TASK GOAL:
Copy all lines holding the word "page" from the entries.

GIVEN ENTRIES:
===

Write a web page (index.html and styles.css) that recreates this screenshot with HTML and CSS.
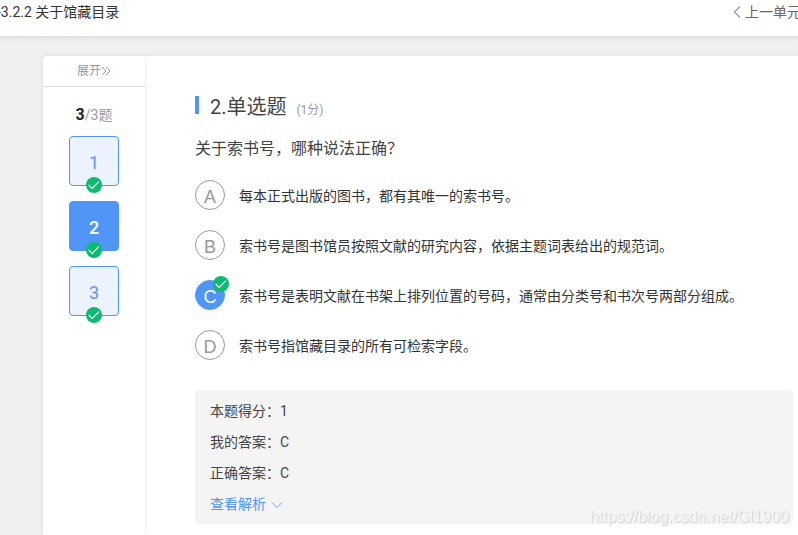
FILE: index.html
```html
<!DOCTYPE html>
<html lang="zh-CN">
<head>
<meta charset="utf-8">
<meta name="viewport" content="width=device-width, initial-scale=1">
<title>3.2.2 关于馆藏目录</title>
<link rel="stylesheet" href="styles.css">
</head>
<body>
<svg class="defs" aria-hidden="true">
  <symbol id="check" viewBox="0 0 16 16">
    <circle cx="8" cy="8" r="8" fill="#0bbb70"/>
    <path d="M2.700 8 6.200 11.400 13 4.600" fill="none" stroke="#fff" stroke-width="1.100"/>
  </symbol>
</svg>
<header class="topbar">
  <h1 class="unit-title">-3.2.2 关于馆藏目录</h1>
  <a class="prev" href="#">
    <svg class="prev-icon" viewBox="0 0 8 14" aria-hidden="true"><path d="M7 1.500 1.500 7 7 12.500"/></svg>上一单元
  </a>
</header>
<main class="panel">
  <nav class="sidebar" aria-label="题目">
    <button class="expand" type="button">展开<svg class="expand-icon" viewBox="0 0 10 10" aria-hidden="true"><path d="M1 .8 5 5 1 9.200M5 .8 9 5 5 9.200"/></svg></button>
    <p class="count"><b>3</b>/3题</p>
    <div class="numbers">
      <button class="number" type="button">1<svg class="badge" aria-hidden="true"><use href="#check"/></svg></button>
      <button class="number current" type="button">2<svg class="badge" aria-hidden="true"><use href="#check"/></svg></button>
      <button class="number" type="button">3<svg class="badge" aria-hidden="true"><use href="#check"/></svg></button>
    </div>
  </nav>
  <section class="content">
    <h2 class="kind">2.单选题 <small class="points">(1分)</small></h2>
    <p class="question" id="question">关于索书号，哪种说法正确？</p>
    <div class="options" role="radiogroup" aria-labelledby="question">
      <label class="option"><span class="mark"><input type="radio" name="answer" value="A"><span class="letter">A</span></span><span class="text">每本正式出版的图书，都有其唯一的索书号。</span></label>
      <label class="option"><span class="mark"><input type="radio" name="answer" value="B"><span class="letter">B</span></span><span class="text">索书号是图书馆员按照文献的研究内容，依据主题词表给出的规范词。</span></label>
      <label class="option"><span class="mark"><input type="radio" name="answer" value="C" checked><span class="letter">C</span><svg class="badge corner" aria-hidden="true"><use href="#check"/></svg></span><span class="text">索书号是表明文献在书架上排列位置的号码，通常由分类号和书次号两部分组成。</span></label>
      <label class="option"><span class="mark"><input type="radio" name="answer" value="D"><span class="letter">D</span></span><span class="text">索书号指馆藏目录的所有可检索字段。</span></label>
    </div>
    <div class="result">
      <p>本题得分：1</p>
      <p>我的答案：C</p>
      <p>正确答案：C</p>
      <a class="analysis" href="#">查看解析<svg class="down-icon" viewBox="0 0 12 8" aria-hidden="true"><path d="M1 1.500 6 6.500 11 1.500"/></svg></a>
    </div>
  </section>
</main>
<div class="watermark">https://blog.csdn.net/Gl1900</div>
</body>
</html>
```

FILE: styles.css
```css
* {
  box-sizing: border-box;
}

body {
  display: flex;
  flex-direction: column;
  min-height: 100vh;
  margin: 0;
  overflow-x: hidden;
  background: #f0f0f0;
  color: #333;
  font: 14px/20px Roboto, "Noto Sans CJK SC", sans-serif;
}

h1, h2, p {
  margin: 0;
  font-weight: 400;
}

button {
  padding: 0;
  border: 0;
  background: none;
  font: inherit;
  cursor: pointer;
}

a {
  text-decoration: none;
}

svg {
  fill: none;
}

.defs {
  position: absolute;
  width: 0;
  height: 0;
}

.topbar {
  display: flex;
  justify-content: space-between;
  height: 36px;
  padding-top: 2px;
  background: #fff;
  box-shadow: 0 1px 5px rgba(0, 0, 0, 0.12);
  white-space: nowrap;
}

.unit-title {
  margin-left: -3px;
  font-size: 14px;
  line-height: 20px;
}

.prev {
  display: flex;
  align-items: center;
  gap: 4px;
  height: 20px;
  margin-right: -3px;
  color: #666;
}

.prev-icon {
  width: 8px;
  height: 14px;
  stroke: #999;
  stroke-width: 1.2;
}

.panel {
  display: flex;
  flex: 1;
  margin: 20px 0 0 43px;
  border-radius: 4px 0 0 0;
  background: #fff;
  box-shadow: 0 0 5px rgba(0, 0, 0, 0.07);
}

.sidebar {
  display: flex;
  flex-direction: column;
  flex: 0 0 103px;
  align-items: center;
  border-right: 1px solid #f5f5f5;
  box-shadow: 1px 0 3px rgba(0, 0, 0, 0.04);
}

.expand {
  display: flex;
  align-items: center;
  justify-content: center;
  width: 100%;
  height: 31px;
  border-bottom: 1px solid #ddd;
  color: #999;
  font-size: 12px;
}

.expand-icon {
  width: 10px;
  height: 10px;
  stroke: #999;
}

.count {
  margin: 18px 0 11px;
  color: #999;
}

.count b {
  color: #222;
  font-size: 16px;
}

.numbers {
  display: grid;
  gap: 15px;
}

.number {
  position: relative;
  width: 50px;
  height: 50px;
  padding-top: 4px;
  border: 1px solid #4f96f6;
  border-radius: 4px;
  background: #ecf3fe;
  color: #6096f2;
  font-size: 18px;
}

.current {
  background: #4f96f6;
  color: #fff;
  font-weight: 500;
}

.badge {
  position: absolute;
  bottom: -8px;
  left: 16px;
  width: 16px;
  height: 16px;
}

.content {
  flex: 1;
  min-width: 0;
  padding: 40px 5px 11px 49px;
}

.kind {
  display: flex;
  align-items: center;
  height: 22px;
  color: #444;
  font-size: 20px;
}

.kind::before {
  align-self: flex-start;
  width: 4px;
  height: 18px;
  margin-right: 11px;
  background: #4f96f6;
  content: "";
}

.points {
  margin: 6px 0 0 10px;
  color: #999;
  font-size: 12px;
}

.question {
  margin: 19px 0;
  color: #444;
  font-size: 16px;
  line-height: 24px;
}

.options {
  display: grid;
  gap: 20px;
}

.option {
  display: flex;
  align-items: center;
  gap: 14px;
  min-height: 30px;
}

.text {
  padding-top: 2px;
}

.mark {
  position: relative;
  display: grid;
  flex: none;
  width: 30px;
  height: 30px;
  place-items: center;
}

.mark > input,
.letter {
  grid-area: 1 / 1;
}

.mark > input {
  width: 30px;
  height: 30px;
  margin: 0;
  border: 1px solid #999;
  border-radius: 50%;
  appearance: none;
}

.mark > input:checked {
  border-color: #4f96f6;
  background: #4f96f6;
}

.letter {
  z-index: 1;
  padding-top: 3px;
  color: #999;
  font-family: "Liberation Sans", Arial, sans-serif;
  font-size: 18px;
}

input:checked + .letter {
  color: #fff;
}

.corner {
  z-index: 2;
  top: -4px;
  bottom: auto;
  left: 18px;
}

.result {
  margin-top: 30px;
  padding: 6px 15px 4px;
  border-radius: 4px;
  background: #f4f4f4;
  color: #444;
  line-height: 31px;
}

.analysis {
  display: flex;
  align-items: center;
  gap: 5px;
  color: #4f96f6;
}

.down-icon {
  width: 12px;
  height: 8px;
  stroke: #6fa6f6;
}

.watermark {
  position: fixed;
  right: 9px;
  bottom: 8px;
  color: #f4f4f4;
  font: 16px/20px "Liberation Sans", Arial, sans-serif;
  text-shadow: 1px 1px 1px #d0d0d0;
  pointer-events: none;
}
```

===

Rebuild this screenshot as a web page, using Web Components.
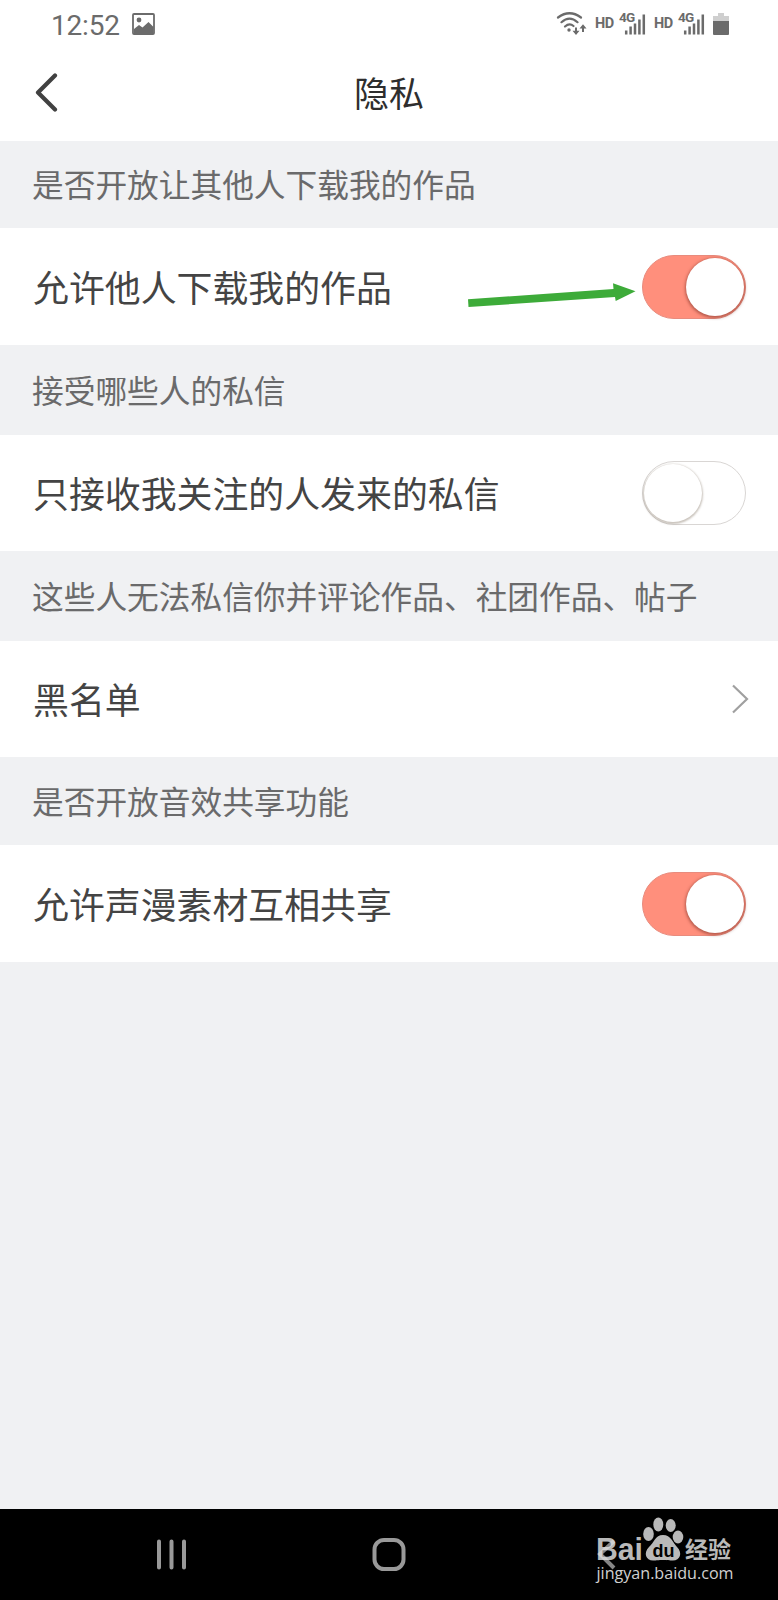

===

OUTPUT:
Write a web page (index.html and styles.css) that recreates this screenshot with HTML and CSS.
Rebuild this screenshot as a web page, using Web Components.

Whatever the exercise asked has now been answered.